┌─ Listing

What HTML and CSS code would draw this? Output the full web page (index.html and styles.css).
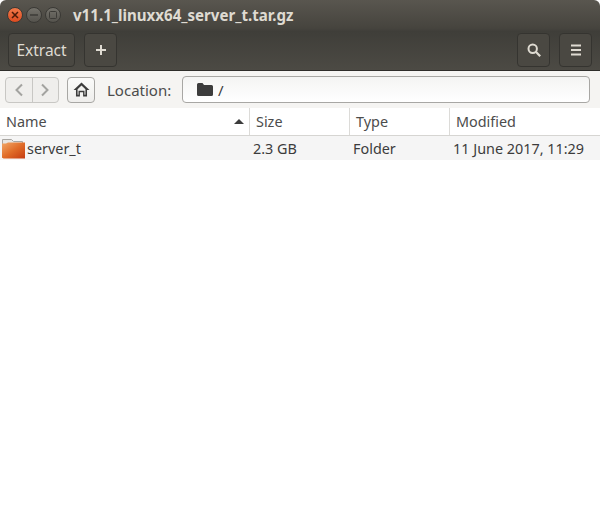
FILE: index.html
```html
<!DOCTYPE html>
<html lang="en">
<head>
<meta charset="utf-8">
<title>v11.1_linuxx64_server_t.tar.gz</title>
<link rel="stylesheet" href="styles.css">
</head>
<body>
<div class="window">
  <header class="headerbar">
    <div class="titlebar">
      <div class="wm">
        <span class="wm-btn close"><svg viewBox="0 0 8 8" width="8" height="8"><path d="M1 1l6 6M7 1l-6 6" stroke="#4a1a08" stroke-width="1.5"/></svg></span>
        <span class="wm-btn"><svg viewBox="0 0 8 8" width="8" height="8"><path d="M0 4h8" stroke="#3c3b37" stroke-width="1.5"/></svg></span>
        <span class="wm-btn"><svg viewBox="0 0 8 8" width="8" height="8"><rect x=".5" y=".5" width="7" height="7" rx="1" fill="none" stroke="#3c3b37"/></svg></span>
      </div>
      <div class="title">v11.1_linuxx64_server_t.tar.gz</div>
    </div>
    <div class="toolbar">
      <button class="tb-btn extract">Extract</button>
      <button class="tb-btn square"><svg viewBox="0 0 12 12" width="12" height="12"><path d="M6 1v10M1 6h10" stroke="#dfdbd2" stroke-width="2"/></svg></button>
      <div class="spacer"></div>
      <button class="tb-btn square"><svg viewBox="0 0 16 16" width="16" height="16"><circle cx="6.7" cy="6.7" r="4.2" fill="none" stroke="#dfdbd2" stroke-width="2"/><path d="M9.8 9.8l4.4 4.4" stroke="#dfdbd2" stroke-width="2.2"/></svg></button>
      <button class="tb-btn square"><svg viewBox="0 0 12 12" width="12" height="12"><path d="M1 1.500h10M1 6h10M1 10.500h10" stroke="#dfdbd2" stroke-width="2"/></svg></button>
    </div>
  </header>
  <div class="locbar">
    <div class="nav">
      <span class="nav-btn"><svg viewBox="0 0 10 14" width="10" height="14"><path d="M8 1.500L2.500 7 8 12.500" fill="none" stroke="#a3a3a0" stroke-width="2"/></svg></span>
      <span class="nav-btn"><svg viewBox="0 0 10 14" width="10" height="14"><path d="M2 1.500L7.500 7 2 12.500" fill="none" stroke="#a3a3a0" stroke-width="2"/></svg></span>
    </div>
    <span class="home"><svg viewBox="0 0 16 14" width="17" height="15"><path d="M8 .5L.5 7.500h2.300v6h3.700V9.500h3v4h3.700v-6h2.300z" fill="#3c3c3c"/><path d="M8 3.200L4.300 6.800V12h.9V8.200h5.600V12h.9V6.800z" fill="#f0f0ee"/></svg></span>
    <span class="loc-label">Location:</span>
    <div class="loc-entry">
      <svg class="loc-folder" viewBox="0 0 16 13" width="16" height="13"><path d="M0 1.500Q0 0 1.500 0h4L7 2h7.500Q16 2 16 3.500v8q0 1.500-1.500 1.500h-13Q0 13 0 11.500z" fill="#3c3c3c"/></svg>
      <span class="path">/</span>
    </div>
  </div>
  <div class="table">
    <div class="thead">
      <div class="th c-name">Name<svg class="sort" viewBox="0 0 10 5" width="10" height="5"><path d="M5 0l5 5H0z" fill="#3c3c3c"/></svg></div>
      <div class="th c-size">Size</div>
      <div class="th c-type">Type</div>
      <div class="th c-mod">Modified</div>
    </div>
    <div class="row">
      <div class="td c-name first">
        <svg class="file-icon" viewBox="0 0 24 24" width="24" height="24">
          <defs>
            <linearGradient id="fg" x1="0" y1="0" x2="1" y2="1">
              <stop offset="0" stop-color="#f2a868"/>
              <stop offset=".5" stop-color="#e06c28"/>
              <stop offset="1" stop-color="#c43a10"/>
            </linearGradient>
          </defs>
          <path d="M1.500 3.500h9l2 2h9v16h-20z" fill="#e8e6e2" stroke="#a8a6a2"/>
          <path d="M1 7.500h4l2-1h17.500v16H2.500L1 21.500z" fill="url(#fg)"/>
        </svg>
        <span>server_t</span>
      </div>
      <div class="td c-size">2.3 GB</div>
      <div class="td c-type">Folder</div>
      <div class="td c-mod">11 June 2017, 11:29</div>
    </div>
  </div>
</div>
</body>
</html>
```
FILE: styles.css
```css
* { box-sizing: border-box; }
html, body { margin: 0; padding: 0; }
body {
  width: 600px;
  height: 508px;
  overflow: hidden;
  background: #fff;
  font-family: "Noto Sans", "Open Sans", sans-serif;
  font-size: 14.4px;
  color: #3c3c3c;
}
.window { width: 600px; height: 508px; background: #fff; display: flex; flex-direction: column; }
.headerbar {
  height: 71px;
  background: linear-gradient(#59564f 0, #46443e 40%, #3f3e39 45%, #4c4a44 100%);
  border-radius: 6px 6px 0 0;
  border-bottom: 1px solid #2e2d2a;
}
.titlebar { height: 29px; display: flex; align-items: center; padding-left: 7px; }
.wm { display: flex; gap: 3px; }
.wm-btn {
  width: 16px; height: 16px; border-radius: 50%;
  background: linear-gradient(#74726b, #55534d);
  border: 1px solid #3a3935;
  display: flex; align-items: center; justify-content: center;
}
.wm-btn.close { background: linear-gradient(#f27a4a, #dc4b20); border-color: #3a3935; }
.title { margin-left: 12px; color: #dfdbd2; font-weight: 700; font-size: 15.1px; }
.toolbar { height: 37px; display: flex; align-items: flex-start; padding: 4px 8px 0 8px; gap: 9px; }
.spacer { flex: 1; }
.tb-btn {
  height: 34px;
  background: #4a4842;
  border: 1px solid #353430;
  border-radius: 4px;
  color: #dfdbd2;
  font: inherit;
  font-size: 15.500px;
  padding: 0;
  display: flex; align-items: center; justify-content: center;
}
.tb-btn.extract { width: 67px; }
.tb-btn.square { width: 33px; }
.locbar {
  height: 37px;
  background: #f5f4f2;
  display: flex;
  align-items: center;
  padding: 0 10px 0 5px;
}
.nav {
  display: flex;
  width: 54px; height: 26px;
  border: 1px solid #c8c7c4;
  border-radius: 4px;
  background: #efeeec;
}
.nav-btn { flex: 1; display: flex; align-items: center; justify-content: center; }
.nav-btn + .nav-btn { border-left: 1px solid #c8c7c4; }
.home {
  width: 28px; height: 26px; margin-left: 8px;
  border: 1px solid #a8a7a4; border-radius: 4px;
  background: linear-gradient(#fbfbfa, #efeeec);
  display: flex; align-items: center; justify-content: center;
}
.loc-label { margin-left: 12px; width: 75px; color: #4c4c4c; font-size: 15px; }
.loc-entry {
  flex: 1; height: 27px;
  border: 1px solid #a8a7a4; border-radius: 4px;
  background: linear-gradient(#f4f4f3, #fff);
  display: flex; align-items: center; padding-left: 14px;
}
.path { margin-left: 5px; font-size: 15px; }
.table { flex: 1; display: flex; flex-direction: column; }
.thead { height: 28px; display: flex; background: #fff; border-bottom: 1px solid #d6d5d2; }
.th {
  display: flex; align-items: center;
  padding-left: 6px;
  color: #4c4c4c;
  border-right: 1px solid #dcdbd8;
}
.th:last-child { border-right: 0; }
.c-name { width: 250px; }
.c-size { width: 100px; }
.c-type { width: 100px; }
.c-mod { flex: 1; }
.sort { margin-left: auto; margin-right: 5px; }
.row { height: 24px; display: flex; background: #f5f5f5; }
.td { display: flex; align-items: center; padding-left: 3px; color: #3c3c3c; }
.td.first { padding-left: 1px; gap: 2px; }
.file-icon { flex: none; }
```
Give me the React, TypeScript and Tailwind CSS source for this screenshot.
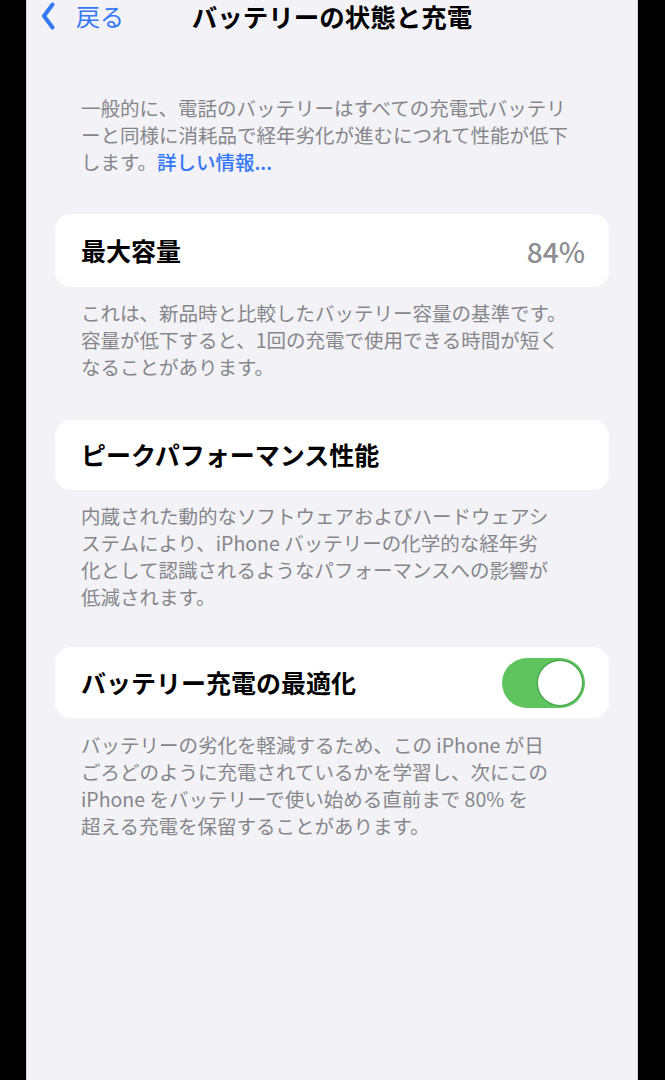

└─

Search the material above for "this". Pull out each line where it shows up.

What HTML and CSS code would draw this? Output the full web page (index.html and styles.css).
Give me the React, TypeScript and Tailwind CSS source for this screenshot.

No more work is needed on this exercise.